-- begin EXTRACTED RECORDS --

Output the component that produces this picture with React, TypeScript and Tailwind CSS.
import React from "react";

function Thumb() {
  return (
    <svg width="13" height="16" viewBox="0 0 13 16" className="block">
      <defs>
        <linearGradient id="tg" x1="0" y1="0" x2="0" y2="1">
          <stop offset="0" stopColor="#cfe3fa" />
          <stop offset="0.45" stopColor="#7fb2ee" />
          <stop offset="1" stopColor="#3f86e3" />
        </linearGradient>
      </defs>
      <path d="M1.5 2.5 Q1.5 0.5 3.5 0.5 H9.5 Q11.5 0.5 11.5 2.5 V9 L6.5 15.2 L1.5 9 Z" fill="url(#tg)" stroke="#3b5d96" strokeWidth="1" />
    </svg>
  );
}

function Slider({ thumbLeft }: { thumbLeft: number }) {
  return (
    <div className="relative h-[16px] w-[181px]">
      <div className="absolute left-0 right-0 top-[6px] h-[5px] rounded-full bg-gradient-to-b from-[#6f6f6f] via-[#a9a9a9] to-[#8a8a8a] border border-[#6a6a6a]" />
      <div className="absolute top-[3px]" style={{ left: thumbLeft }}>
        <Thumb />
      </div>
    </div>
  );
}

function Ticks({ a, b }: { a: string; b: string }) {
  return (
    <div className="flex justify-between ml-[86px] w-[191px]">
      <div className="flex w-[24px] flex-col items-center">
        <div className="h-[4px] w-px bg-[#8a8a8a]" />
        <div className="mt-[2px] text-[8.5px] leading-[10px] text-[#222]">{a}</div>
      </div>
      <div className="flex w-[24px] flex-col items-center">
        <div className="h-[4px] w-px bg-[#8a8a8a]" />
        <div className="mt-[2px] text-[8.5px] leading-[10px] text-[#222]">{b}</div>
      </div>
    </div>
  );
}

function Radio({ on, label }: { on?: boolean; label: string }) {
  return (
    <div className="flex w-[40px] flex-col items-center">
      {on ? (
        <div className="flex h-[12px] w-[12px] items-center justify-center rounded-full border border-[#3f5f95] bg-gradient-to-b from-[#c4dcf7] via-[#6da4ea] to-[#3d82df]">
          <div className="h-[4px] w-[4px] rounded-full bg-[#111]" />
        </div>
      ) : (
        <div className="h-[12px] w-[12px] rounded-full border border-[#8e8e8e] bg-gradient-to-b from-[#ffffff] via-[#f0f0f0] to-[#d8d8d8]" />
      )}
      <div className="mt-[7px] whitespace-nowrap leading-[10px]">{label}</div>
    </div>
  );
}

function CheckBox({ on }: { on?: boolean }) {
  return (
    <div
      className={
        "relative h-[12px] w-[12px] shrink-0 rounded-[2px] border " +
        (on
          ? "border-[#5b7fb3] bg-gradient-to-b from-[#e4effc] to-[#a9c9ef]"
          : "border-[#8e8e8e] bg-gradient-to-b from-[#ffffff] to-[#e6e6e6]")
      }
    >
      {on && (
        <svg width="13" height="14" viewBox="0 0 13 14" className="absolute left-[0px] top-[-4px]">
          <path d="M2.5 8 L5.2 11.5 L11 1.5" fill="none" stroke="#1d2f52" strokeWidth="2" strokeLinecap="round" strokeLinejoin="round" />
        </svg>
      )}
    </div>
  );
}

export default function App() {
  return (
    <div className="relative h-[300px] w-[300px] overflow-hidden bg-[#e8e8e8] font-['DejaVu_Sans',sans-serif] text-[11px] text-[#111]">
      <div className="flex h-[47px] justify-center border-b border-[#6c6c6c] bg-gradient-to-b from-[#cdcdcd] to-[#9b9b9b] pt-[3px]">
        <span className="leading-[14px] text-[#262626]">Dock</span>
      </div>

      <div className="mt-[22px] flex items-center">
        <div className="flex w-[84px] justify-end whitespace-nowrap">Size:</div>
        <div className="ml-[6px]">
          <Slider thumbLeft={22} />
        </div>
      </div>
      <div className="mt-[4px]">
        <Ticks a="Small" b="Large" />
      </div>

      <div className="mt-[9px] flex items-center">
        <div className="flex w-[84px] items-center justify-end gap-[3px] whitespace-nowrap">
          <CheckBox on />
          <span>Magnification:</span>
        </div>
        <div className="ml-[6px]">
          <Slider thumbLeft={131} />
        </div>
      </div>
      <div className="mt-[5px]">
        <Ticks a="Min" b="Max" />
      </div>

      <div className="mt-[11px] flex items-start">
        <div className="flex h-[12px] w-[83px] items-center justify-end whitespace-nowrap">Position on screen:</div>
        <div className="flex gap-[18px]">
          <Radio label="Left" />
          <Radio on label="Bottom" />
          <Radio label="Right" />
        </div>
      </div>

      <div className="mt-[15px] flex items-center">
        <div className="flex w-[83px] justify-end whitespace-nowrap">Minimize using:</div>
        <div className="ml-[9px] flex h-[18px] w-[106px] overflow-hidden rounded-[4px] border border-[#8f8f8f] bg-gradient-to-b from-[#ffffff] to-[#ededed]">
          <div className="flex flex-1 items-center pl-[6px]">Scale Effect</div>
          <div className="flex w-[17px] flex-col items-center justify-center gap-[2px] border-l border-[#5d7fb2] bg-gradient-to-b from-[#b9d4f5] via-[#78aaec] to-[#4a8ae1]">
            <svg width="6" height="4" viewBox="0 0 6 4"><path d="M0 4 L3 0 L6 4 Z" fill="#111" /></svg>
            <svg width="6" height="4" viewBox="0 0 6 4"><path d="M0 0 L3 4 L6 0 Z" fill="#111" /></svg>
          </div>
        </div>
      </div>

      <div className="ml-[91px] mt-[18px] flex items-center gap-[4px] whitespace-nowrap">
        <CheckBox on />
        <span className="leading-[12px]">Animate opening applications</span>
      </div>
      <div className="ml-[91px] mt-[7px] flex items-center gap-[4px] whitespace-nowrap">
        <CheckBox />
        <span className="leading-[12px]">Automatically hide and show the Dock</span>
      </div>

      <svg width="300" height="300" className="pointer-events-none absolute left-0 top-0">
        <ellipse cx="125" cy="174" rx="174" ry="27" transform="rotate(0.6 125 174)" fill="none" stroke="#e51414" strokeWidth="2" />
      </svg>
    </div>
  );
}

-- end EXTRACTED RECORDS --
-- begin EXTRACTED RECORDS --

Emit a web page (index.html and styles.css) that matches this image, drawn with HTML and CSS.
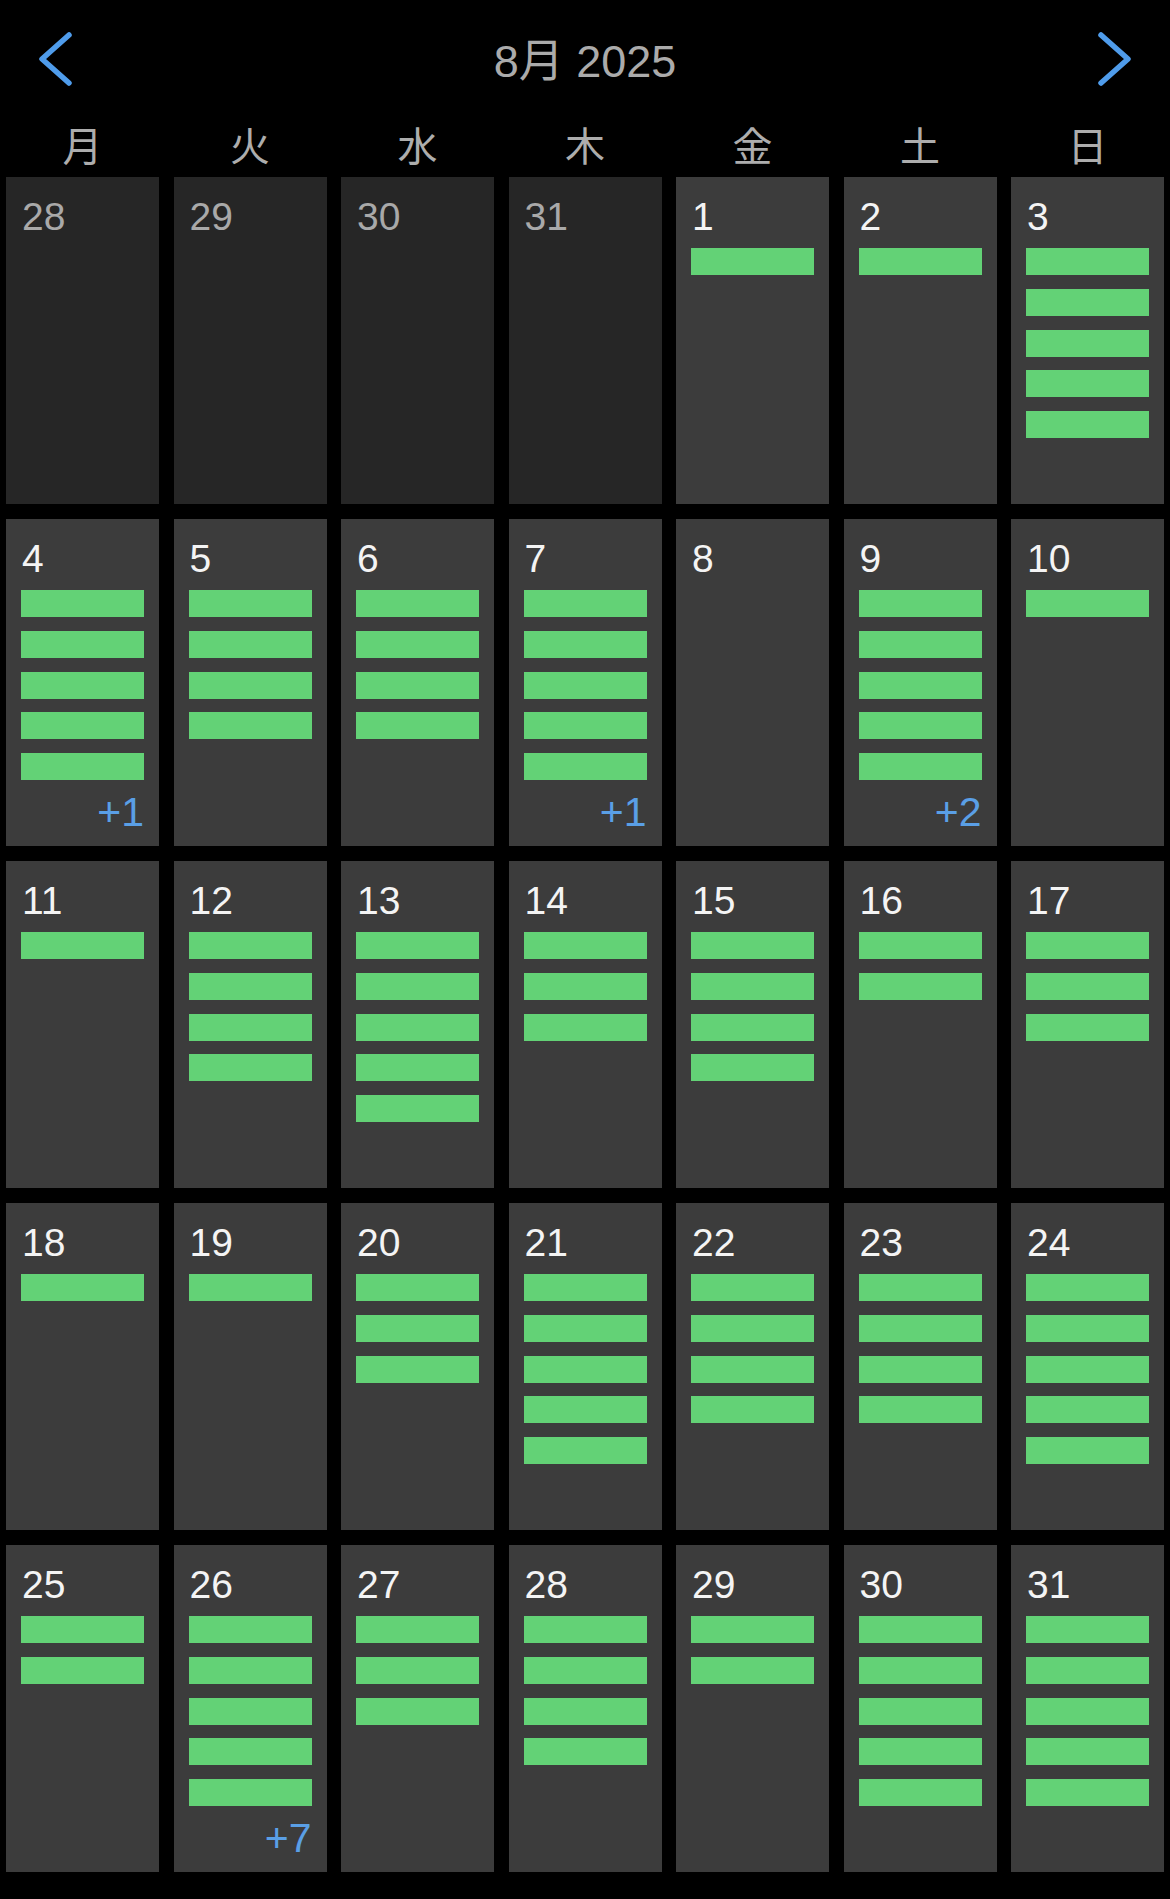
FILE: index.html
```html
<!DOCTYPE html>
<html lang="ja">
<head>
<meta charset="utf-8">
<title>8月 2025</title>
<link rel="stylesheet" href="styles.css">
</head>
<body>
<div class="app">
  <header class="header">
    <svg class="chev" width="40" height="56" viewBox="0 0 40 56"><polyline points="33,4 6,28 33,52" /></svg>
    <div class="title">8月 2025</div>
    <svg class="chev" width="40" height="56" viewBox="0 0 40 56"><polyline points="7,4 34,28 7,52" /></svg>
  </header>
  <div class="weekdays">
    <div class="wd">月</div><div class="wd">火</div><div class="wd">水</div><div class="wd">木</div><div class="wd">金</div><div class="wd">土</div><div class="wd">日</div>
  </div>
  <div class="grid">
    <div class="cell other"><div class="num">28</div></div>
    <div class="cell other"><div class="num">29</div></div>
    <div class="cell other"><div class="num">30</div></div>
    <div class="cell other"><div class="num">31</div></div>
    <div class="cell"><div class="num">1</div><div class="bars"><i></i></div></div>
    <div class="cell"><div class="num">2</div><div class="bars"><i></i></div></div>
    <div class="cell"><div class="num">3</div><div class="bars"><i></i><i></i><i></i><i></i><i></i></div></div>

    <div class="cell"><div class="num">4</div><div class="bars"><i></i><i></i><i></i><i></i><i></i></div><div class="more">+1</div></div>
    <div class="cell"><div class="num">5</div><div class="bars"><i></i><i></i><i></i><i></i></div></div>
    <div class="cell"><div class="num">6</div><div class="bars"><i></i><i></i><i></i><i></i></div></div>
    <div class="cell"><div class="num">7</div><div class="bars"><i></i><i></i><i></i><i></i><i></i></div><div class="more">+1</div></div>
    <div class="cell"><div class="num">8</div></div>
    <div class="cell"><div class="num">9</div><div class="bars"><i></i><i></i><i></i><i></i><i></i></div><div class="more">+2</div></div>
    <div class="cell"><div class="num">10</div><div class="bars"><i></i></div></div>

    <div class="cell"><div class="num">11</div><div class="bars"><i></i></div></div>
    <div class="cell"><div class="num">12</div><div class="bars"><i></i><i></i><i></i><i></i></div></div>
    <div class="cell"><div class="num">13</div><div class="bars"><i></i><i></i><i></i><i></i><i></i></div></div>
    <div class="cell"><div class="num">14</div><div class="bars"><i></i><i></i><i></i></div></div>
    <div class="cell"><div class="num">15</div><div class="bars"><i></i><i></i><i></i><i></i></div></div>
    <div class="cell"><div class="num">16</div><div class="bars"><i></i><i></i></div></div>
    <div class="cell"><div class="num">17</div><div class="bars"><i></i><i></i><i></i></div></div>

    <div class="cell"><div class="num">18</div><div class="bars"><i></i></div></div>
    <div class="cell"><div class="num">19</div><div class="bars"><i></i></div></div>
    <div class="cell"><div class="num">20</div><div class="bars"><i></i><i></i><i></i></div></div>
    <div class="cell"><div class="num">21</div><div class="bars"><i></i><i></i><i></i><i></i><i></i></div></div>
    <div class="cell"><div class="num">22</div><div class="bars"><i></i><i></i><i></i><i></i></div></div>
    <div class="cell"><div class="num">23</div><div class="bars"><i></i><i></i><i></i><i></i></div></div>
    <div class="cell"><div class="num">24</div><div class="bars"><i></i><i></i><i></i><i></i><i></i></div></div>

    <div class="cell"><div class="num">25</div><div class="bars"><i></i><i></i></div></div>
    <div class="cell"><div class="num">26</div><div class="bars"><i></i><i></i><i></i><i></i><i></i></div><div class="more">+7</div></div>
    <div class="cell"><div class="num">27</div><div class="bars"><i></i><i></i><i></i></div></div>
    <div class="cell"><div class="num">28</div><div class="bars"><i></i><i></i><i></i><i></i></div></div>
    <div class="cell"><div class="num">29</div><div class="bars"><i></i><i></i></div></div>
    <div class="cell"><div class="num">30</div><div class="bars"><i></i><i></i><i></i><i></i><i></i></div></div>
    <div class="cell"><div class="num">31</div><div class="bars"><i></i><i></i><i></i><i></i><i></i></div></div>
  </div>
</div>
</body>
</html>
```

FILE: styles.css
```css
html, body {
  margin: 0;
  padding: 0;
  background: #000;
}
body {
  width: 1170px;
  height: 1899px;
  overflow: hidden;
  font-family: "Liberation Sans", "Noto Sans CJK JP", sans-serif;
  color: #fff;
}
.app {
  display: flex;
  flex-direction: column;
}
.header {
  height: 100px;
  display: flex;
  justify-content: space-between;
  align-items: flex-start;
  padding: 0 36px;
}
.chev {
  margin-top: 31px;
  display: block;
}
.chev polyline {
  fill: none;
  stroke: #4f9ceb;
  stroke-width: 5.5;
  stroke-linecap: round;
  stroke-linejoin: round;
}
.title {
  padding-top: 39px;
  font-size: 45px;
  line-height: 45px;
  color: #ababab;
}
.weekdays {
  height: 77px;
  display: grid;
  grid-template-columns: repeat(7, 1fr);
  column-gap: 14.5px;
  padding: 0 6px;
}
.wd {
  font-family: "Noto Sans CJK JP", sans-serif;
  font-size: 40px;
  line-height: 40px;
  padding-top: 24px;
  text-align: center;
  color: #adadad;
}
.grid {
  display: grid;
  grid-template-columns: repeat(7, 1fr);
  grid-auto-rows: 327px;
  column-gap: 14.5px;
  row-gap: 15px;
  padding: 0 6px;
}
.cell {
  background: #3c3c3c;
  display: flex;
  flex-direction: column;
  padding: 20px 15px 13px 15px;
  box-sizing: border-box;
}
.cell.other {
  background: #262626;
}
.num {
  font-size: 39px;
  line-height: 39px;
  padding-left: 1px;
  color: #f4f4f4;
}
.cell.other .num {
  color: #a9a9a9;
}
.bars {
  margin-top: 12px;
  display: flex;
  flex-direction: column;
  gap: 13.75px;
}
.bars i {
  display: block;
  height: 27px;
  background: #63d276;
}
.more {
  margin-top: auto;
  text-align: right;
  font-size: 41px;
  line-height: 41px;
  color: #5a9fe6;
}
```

-- end EXTRACTED RECORDS --

◆ WHAT IS EXPECTED:
Begin with the line containing "Output the component", end with the line containing "import React from", and repeat every line in that stretch exactly.

◆ EXERCISE RESPONSE:
Output the component that produces this picture with React, TypeScript and Tailwind CSS.
import React from "react";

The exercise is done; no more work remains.